§ Collected data:
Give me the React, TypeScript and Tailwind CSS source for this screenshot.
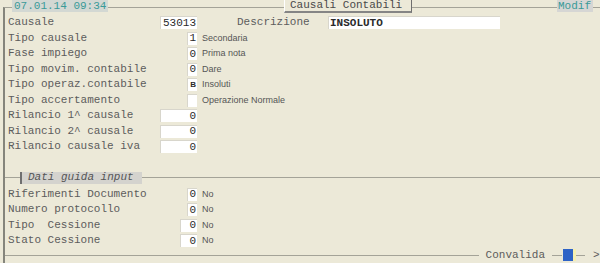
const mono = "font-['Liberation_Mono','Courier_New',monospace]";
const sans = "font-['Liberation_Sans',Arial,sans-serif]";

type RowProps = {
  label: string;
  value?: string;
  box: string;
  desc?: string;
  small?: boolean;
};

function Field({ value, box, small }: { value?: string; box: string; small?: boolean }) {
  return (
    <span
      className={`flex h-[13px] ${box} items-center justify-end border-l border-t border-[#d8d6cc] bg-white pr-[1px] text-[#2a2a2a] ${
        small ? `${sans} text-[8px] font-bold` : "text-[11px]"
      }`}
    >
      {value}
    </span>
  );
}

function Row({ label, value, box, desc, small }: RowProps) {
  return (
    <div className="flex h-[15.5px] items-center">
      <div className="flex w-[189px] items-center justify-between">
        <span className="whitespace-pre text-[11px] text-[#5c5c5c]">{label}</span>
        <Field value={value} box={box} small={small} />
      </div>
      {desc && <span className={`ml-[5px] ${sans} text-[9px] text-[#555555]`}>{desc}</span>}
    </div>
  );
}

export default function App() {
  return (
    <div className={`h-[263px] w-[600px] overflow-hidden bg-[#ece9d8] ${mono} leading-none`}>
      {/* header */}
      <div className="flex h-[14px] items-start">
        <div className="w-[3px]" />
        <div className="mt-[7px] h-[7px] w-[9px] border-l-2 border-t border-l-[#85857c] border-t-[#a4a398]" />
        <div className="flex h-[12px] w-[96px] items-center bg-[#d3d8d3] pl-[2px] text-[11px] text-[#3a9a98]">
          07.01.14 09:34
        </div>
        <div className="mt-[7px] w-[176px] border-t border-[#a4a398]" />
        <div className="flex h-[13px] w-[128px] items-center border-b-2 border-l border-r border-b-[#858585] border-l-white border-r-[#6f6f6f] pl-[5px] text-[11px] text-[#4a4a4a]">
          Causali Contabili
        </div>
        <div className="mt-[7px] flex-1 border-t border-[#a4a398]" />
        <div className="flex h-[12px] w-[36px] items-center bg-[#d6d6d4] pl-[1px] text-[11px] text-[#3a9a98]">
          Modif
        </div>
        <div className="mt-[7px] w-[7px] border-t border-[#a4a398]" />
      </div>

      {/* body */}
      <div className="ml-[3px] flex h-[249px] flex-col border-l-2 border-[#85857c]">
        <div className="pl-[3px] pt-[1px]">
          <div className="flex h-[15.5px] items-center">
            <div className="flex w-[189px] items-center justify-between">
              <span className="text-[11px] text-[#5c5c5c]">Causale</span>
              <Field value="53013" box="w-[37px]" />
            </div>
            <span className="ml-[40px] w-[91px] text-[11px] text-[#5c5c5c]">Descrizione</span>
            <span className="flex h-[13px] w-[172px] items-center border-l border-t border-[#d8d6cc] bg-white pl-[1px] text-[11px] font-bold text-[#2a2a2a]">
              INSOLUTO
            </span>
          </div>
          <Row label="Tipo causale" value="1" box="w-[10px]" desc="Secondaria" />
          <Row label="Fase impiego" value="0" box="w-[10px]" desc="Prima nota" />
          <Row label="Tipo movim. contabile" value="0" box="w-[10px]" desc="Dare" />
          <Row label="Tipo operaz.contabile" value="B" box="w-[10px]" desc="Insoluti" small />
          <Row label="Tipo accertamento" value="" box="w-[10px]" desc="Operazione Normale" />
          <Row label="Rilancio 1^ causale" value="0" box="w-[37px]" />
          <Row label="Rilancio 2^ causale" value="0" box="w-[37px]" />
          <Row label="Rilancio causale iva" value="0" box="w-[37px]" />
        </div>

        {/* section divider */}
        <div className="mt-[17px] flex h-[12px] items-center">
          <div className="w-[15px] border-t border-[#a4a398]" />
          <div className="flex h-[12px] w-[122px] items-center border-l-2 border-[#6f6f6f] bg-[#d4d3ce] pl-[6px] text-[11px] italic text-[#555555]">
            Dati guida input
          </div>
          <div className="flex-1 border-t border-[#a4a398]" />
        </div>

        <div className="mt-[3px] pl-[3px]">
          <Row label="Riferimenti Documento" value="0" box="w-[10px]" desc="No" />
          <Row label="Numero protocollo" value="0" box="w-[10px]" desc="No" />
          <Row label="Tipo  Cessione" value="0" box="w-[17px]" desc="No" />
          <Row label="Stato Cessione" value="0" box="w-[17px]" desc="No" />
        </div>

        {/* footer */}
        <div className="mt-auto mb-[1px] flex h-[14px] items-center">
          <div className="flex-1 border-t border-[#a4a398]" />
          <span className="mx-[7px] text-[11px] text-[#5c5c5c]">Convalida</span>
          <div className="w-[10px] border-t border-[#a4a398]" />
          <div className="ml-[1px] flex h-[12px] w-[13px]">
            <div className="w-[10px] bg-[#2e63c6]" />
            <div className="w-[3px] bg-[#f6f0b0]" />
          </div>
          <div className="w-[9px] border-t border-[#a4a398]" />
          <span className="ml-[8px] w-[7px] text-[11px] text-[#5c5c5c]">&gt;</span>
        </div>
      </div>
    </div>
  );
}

§ Goal: Using the material above, set down every line exactly, but skip the pictures.

§ Solution:
Give me the React, TypeScript and Tailwind CSS source for this screenshot.
const mono = "font-['Liberation_Mono','Courier_New',monospace]";
const sans = "font-['Liberation_Sans',Arial,sans-serif]";

type RowProps = {
  label: string;
  value?: string;
  box: string;
  desc?: string;
  small?: boolean;
};

function Field({ value, box, small }: { value?: string; box: string; small?: boolean }) {
  return (
    <span
      className={`flex h-[13px] ${box} items-center justify-end border-l border-t border-[#d8d6cc] bg-white pr-[1px] text-[#2a2a2a] ${
        small ? `${sans} text-[8px] font-bold` : "text-[11px]"
      }`}
    >
      {value}
    </span>
  );
}

function Row({ label, value, box, desc, small }: RowProps) {
  return (
    <div className="flex h-[15.5px] items-center">
      <div className="flex w-[189px] items-center justify-between">
        <span className="whitespace-pre text-[11px] text-[#5c5c5c]">{label}</span>
        <Field value={value} box={box} small={small} />
      </div>
      {desc && <span className={`ml-[5px] ${sans} text-[9px] text-[#555555]`}>{desc}</span>}
    </div>
  );
}

export default function App() {
  return (
    <div className={`h-[263px] w-[600px] overflow-hidden bg-[#ece9d8] ${mono} leading-none`}>
      {/* header */}
      <div className="flex h-[14px] items-start">
        <div className="w-[3px]" />
        <div className="mt-[7px] h-[7px] w-[9px] border-l-2 border-t border-l-[#85857c] border-t-[#a4a398]" />
        <div className="flex h-[12px] w-[96px] items-center bg-[#d3d8d3] pl-[2px] text-[11px] text-[#3a9a98]">
          07.01.14 09:34
        </div>
        <div className="mt-[7px] w-[176px] border-t border-[#a4a398]" />
        <div className="flex h-[13px] w-[128px] items-center border-b-2 border-l border-r border-b-[#858585] border-l-white border-r-[#6f6f6f] pl-[5px] text-[11px] text-[#4a4a4a]">
          Causali Contabili
        </div>
        <div className="mt-[7px] flex-1 border-t border-[#a4a398]" />
        <div className="flex h-[12px] w-[36px] items-center bg-[#d6d6d4] pl-[1px] text-[11px] text-[#3a9a98]">
          Modif
        </div>
        <div className="mt-[7px] w-[7px] border-t border-[#a4a398]" />
      </div>

      {/* body */}
      <div className="ml-[3px] flex h-[249px] flex-col border-l-2 border-[#85857c]">
        <div className="pl-[3px] pt-[1px]">
          <div className="flex h-[15.5px] items-center">
            <div className="flex w-[189px] items-center justify-between">
              <span className="text-[11px] text-[#5c5c5c]">Causale</span>
              <Field value="53013" box="w-[37px]" />
            </div>
            <span className="ml-[40px] w-[91px] text-[11px] text-[#5c5c5c]">Descrizione</span>
            <span className="flex h-[13px] w-[172px] items-center border-l border-t border-[#d8d6cc] bg-white pl-[1px] text-[11px] font-bold text-[#2a2a2a]">
              INSOLUTO
            </span>
          </div>
          <Row label="Tipo causale" value="1" box="w-[10px]" desc="Secondaria" />
          <Row label="Fase impiego" value="0" box="w-[10px]" desc="Prima nota" />
          <Row label="Tipo movim. contabile" value="0" box="w-[10px]" desc="Dare" />
          <Row label="Tipo operaz.contabile" value="B" box="w-[10px]" desc="Insoluti" small />
          <Row label="Tipo accertamento" value="" box="w-[10px]" desc="Operazione Normale" />
          <Row label="Rilancio 1^ causale" value="0" box="w-[37px]" />
          <Row label="Rilancio 2^ causale" value="0" box="w-[37px]" />
          <Row label="Rilancio causale iva" value="0" box="w-[37px]" />
        </div>

        {/* section divider */}
        <div className="mt-[17px] flex h-[12px] items-center">
          <div className="w-[15px] border-t border-[#a4a398]" />
          <div className="flex h-[12px] w-[122px] items-center border-l-2 border-[#6f6f6f] bg-[#d4d3ce] pl-[6px] text-[11px] italic text-[#555555]">
            Dati guida input
          </div>
          <div className="flex-1 border-t border-[#a4a398]" />
        </div>

        <div className="mt-[3px] pl-[3px]">
          <Row label="Riferimenti Documento" value="0" box="w-[10px]" desc="No" />
          <Row label="Numero protocollo" value="0" box="w-[10px]" desc="No" />
          <Row label="Tipo  Cessione" value="0" box="w-[17px]" desc="No" />
          <Row label="Stato Cessione" value="0" box="w-[17px]" desc="No" />
        </div>

        {/* footer */}
        <div className="mt-auto mb-[1px] flex h-[14px] items-center">
          <div className="flex-1 border-t border-[#a4a398]" />
          <span className="mx-[7px] text-[11px] text-[#5c5c5c]">Convalida</span>
          <div className="w-[10px] border-t border-[#a4a398]" />
          <div className="ml-[1px] flex h-[12px] w-[13px]">
            <div className="w-[10px] bg-[#2e63c6]" />
            <div className="w-[3px] bg-[#f6f0b0]" />
          </div>
          <div className="w-[9px] border-t border-[#a4a398]" />
          <span className="ml-[8px] w-[7px] text-[11px] text-[#5c5c5c]">&gt;</span>
        </div>
      </div>
    </div>
  );
}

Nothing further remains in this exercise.